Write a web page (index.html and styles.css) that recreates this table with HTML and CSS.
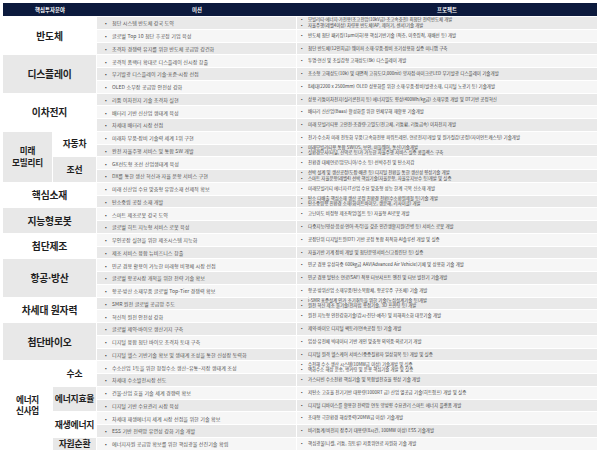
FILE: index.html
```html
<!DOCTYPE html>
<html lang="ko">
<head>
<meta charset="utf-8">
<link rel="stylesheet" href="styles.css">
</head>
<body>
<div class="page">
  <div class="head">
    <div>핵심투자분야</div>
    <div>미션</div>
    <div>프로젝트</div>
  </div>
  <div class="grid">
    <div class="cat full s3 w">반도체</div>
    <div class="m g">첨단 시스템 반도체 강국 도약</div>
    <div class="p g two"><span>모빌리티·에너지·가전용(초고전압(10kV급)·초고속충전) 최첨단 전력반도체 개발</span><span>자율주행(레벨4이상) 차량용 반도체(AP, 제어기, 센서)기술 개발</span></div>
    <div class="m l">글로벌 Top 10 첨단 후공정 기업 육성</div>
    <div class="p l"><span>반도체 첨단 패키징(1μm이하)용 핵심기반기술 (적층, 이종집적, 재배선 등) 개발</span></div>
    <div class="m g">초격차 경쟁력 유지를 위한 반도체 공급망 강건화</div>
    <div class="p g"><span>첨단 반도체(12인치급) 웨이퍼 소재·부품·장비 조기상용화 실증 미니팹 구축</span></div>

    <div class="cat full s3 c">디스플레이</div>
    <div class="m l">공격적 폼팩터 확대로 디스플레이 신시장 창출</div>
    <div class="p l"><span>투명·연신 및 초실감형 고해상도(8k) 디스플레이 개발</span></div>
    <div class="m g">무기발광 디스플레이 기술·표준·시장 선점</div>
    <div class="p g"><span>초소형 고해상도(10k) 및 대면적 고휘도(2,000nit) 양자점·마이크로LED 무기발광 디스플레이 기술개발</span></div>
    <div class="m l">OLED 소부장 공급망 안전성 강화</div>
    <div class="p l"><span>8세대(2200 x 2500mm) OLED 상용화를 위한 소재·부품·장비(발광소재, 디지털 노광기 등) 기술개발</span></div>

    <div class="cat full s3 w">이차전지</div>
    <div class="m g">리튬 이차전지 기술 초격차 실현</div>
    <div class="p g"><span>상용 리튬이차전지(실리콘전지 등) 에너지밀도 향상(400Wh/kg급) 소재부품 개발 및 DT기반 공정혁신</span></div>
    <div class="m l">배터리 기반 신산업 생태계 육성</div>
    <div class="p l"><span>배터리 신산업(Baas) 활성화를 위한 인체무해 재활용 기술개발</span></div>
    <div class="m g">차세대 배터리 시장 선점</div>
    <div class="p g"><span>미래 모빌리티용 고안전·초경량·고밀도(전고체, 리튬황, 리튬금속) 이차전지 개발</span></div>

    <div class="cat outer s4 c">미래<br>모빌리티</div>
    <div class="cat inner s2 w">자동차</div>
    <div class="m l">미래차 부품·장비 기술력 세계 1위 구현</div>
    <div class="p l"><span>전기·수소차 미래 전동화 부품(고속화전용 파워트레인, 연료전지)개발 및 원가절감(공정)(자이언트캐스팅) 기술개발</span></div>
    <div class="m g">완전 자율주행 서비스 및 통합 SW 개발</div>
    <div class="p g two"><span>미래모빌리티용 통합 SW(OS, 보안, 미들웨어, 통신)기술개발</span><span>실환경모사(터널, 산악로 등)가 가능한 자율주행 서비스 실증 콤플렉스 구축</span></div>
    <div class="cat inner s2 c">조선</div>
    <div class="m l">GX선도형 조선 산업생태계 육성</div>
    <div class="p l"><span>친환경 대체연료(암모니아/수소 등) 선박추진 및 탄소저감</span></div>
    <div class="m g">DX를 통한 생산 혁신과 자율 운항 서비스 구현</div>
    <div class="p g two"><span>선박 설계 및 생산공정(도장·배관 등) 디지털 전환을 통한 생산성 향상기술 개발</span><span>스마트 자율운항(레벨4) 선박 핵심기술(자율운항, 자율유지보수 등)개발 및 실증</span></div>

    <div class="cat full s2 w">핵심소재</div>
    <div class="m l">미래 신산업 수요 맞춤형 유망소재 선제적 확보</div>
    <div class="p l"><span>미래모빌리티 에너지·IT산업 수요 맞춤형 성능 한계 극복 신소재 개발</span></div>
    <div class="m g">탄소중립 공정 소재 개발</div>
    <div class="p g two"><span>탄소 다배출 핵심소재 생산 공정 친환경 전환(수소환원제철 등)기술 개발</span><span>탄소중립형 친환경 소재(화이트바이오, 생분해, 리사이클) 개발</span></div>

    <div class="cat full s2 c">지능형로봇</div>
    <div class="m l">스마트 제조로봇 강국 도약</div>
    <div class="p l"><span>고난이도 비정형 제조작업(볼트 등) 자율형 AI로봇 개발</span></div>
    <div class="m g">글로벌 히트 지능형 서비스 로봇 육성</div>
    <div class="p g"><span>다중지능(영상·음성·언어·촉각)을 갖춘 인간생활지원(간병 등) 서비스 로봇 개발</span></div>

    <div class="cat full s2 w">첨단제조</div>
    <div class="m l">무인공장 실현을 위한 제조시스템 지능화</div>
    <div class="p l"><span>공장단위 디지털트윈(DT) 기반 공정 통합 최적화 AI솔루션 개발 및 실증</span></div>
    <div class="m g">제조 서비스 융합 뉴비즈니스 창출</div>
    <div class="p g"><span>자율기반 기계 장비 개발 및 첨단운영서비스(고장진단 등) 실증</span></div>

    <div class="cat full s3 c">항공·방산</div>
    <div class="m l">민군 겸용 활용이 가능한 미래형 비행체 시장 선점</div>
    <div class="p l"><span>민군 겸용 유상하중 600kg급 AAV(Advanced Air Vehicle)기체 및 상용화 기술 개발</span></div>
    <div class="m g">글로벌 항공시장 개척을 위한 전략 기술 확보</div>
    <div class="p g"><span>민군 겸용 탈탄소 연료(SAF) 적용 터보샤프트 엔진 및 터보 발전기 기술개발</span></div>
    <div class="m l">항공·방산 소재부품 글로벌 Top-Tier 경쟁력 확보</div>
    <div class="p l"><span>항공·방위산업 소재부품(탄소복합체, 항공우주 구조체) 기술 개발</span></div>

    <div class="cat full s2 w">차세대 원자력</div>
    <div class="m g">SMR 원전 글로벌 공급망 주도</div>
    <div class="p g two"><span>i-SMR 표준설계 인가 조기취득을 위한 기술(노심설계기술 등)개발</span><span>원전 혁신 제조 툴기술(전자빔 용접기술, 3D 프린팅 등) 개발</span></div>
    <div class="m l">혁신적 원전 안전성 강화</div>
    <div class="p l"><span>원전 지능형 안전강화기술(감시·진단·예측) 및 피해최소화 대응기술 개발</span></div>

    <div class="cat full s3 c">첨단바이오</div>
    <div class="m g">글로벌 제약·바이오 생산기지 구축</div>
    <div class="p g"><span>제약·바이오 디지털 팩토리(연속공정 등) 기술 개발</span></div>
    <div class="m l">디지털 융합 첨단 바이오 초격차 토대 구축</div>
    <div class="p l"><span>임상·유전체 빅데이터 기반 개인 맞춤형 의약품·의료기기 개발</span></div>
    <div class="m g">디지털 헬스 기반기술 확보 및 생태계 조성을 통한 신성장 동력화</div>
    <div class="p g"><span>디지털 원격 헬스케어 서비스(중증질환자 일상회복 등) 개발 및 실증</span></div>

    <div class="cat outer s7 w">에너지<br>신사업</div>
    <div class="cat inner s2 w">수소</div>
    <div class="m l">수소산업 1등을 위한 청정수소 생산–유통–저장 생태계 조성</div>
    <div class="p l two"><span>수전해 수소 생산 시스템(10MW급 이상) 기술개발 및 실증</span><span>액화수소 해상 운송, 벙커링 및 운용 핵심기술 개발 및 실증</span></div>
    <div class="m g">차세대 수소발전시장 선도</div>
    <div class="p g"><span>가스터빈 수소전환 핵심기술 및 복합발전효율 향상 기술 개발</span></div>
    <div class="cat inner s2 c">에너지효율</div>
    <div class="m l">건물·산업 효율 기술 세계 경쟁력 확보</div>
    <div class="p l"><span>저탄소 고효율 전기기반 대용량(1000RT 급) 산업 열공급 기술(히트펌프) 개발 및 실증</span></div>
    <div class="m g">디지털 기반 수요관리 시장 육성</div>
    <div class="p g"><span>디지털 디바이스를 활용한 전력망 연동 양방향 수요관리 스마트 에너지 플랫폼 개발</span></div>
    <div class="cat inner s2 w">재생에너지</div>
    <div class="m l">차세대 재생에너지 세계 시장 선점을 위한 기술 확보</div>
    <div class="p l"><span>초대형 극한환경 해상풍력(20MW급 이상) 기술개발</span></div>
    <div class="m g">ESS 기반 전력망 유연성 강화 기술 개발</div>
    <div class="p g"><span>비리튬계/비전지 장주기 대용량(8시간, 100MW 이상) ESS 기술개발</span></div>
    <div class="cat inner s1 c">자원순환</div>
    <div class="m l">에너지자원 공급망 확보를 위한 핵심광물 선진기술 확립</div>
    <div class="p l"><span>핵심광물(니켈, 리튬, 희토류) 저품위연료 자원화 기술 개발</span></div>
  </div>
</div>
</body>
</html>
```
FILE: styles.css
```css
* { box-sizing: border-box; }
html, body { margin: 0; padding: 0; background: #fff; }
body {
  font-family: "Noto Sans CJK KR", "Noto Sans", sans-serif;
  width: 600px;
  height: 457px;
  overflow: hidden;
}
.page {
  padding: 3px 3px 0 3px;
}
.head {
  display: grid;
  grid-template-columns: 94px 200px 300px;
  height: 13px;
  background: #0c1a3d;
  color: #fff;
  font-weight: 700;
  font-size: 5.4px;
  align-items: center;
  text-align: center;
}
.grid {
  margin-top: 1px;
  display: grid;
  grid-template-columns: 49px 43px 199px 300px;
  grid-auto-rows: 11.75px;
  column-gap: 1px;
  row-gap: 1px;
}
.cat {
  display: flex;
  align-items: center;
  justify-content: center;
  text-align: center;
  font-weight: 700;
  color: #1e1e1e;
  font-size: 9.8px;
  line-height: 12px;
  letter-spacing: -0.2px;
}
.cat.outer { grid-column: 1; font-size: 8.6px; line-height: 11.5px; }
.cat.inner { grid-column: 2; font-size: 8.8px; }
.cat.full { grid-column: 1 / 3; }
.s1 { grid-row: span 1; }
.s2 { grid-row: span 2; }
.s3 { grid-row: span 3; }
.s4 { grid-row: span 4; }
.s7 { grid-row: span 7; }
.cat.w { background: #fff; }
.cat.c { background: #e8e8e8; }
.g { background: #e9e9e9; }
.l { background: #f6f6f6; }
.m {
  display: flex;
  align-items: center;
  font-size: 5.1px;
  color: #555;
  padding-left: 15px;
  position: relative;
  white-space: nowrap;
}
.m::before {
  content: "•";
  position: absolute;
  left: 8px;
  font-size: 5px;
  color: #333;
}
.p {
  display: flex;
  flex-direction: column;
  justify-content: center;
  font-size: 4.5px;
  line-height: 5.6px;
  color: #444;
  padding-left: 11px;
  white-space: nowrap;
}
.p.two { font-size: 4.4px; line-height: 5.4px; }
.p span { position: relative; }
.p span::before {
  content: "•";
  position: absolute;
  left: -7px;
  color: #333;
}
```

* Required task
Give back only a number, the number of lines where the string "page" occurs.

* Answer for the task
3